International Journal of Computer Applications |
Foundation of Computer Science (FCS), NY, USA |
Volume 186 - Number 42 |
Year of Publication: 2024 |
Authors: B. Ravikiran, Srinivasu Badugu |
10.5120/ijca2024924040 |
B. Ravikiran, Srinivasu Badugu . Sarcasm Detection in Telugu Language Text using Distinct Machine Learning Classification Algorithms. International Journal of Computer Applications. 186, 42 ( Sep 2024), 28-35. DOI=10.5120/ijca2024924040
Sarcasm detection is a growing field in Natural Language Processing (NLP). Sarcasm is identified using positive or more increased positive words, often with a negative connotation, to insult or mock others. In sentiment analysis, detecting sarcasm in the text has become critical. They reviewed numerous relevant research articles, but due to the telugu language's limited resources, detecting sarcasm in telugu language texts remains challenging. As a result, the sentiment detection model struggles to accurately identify the exact sentiment of a sarcastic statement, necessitating the development of an automated sarcasm detection system. Many researchers have trained and tested various machine learning classification algorithms to identify sarcasm, but these algorithms require a dataset as input, which often contains noise. The dataset undergoes various preprocessing techniques to eliminate noise. Gathered a Telugu conversational dataset from the Kaggle repository, developed their dataset called the Telugu News Headline dataset, labeled the statements as sarcastic or non-sarcastic by the annotators, and then input them into the proposed model. Built the proposed model using SVM (Support Vector Machine), NB (Naive Bayes), and LR (Logistic Regression) and utilized One Hot Encoding (OHE) to transform the dataset into vectors, then fed to the Sarcasm Detection Model to determine the model accuracy.
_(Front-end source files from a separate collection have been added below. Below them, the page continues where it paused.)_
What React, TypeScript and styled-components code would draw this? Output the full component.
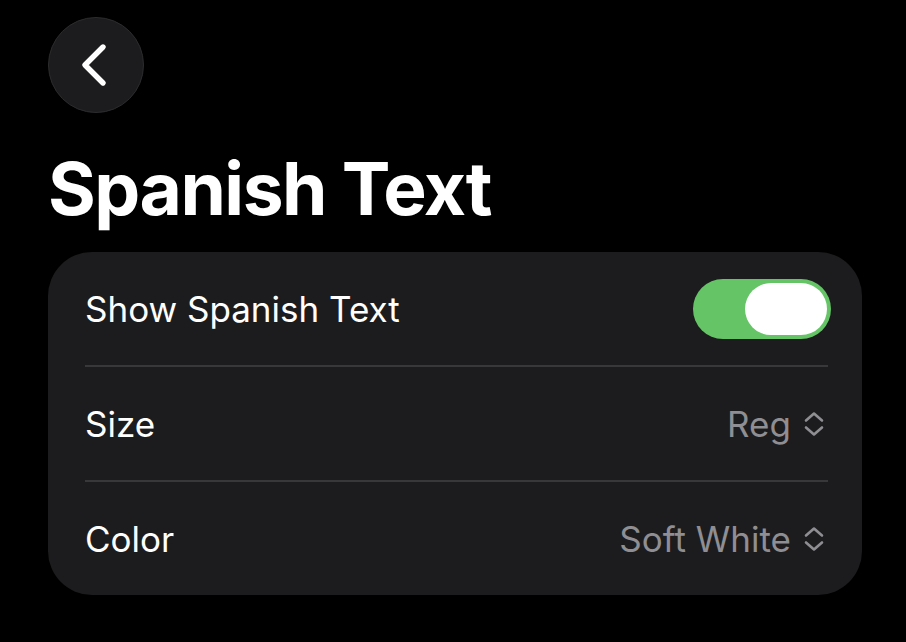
import styled, { createGlobalStyle } from "styled-components";

const GlobalStyle = createGlobalStyle`
  html, body {
    margin: 0;
    padding: 0;
    background: #000;
  }
  body {
    font-family: Inter, "Noto Sans", sans-serif;
    -webkit-font-smoothing: antialiased;
  }
`;

const Page = styled.div`
  width: 906px;
  height: 642px;
  box-sizing: border-box;
  padding: 17px 44px 0 48px;
  background: #000;
  color: #fff;
  display: flex;
  flex-direction: column;
  align-items: flex-start;
`;

const BackButton = styled.button`
  width: 96px;
  height: 96px;
  border-radius: 50%;
  background: #1c1c1e;
  border: 1.5px solid #2c2c2e;
  display: flex;
  align-items: center;
  justify-content: center;
  padding: 0;
  cursor: pointer;
`;

const Title = styled.h1`
  margin: 32px 0 0 0;
  font-size: 73px;
  line-height: 88px;
  font-weight: 700;
  letter-spacing: -1.5px;
`;

const Card = styled.div`
  margin-top: 19px;
  width: 100%;
  background: #1c1c1e;
  border-radius: 44px;
  padding: 0 34px 0 37px;
  box-sizing: border-box;
`;

const Row = styled.div<{ $last?: boolean }>`
  height: 113px;
  display: flex;
  align-items: center;
  justify-content: space-between;
  border-bottom: ${p => (p.$last ? "none" : "2px solid #38383a")};
`;

const Label = styled.span`
  font-size: 35px;
  font-weight: 400;
  color: #fff;
`;

const Value = styled.span`
  display: flex;
  align-items: center;
  gap: 12px;
  font-size: 35px;
  color: #8e8e93;
  margin-right: 3px;
`;

const Toggle = styled.div<{ $on: boolean }>`
  width: 138px;
  height: 60px;
  border-radius: 30px;
  background: ${p => (p.$on ? "#65c466" : "#39393d")};
  display: flex;
  align-items: center;
  justify-content: ${p => (p.$on ? "flex-end" : "flex-start")};
  padding: 0 4px;
  box-sizing: border-box;
  margin-right: -3px;
`;

const Knob = styled.div`
  width: 82px;
  height: 52px;
  border-radius: 26px;
  background: #fff;
`;

const UpDown = () => (
  <svg width="22" height="26" viewBox="0 0 22 26" fill="none">
    <path
      d="M3 9.5 L11 2.5 L19 9.5 M3 16.5 L11 23.5 L19 16.5"
      stroke="#8e8e93"
      strokeWidth="2.6"
      strokeLinecap="round"
      strokeLinejoin="round"
    />
  </svg>
);

export default function App() {
  return (
    <>
      <GlobalStyle />
      <Page>
        <BackButton aria-label="Back">
          <svg width="40" height="44" viewBox="0 0 40 44" fill="none">
            <path
              d="M27 4 L9 22 L27 40"
              stroke="#fff"
              strokeWidth="5.4"
              strokeLinecap="round"
              strokeLinejoin="round"
            />
          </svg>
        </BackButton>
        <Title>Spanish Text</Title>
        <Card>
          <Row>
            <Label>Show Spanish Text</Label>
            <Toggle $on>
              <Knob />
            </Toggle>
          </Row>
          <Row>
            <Label>Size</Label>
            <Value>
              Reg
              <UpDown />
            </Value>
          </Row>
          <Row $last>
            <Label>Color</Label>
            <Value>
              Soft White
              <UpDown />
            </Value>
          </Row>
        </Card>
      </Page>
    </>
  );
}
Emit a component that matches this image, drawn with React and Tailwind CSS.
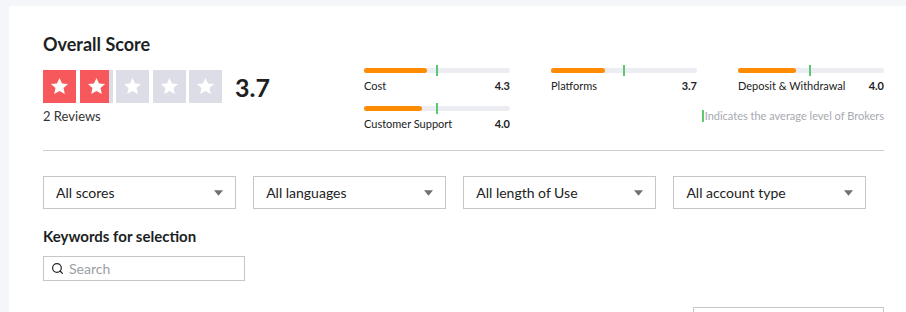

It is trained and tested the Sarcasm detection model on positive or even more positive sentences with 60:40, 70:30, 80:20, and 90:10 splitting ratios to enhance the model performance. By considering the base 70:30 split ratio the best of three algorithms, Logistic Regression resulted in accuracy rates of 65.89% on the imbalanced Telugu conversational dataset and 67.01% on the balanced Telugu conversational dataset. Logistic Regression resulted in accuracy rates of 90.07% on the imbalanced Telugu news headline dataset, and SVM resulted in an accuracy of 98.35% on the balanced Telugu conversational dataset. It is observed that Logistic Regression had better accuracy on the imbalanced and balanced Telugu conversational dataset and the imbalanced Telugu news headline dataset, whereas on the balanced Telugu news headline dataset, SVM had good accuracy. In the future, it can be applied deep learning algorithms to detect sarcasm for better accuracy.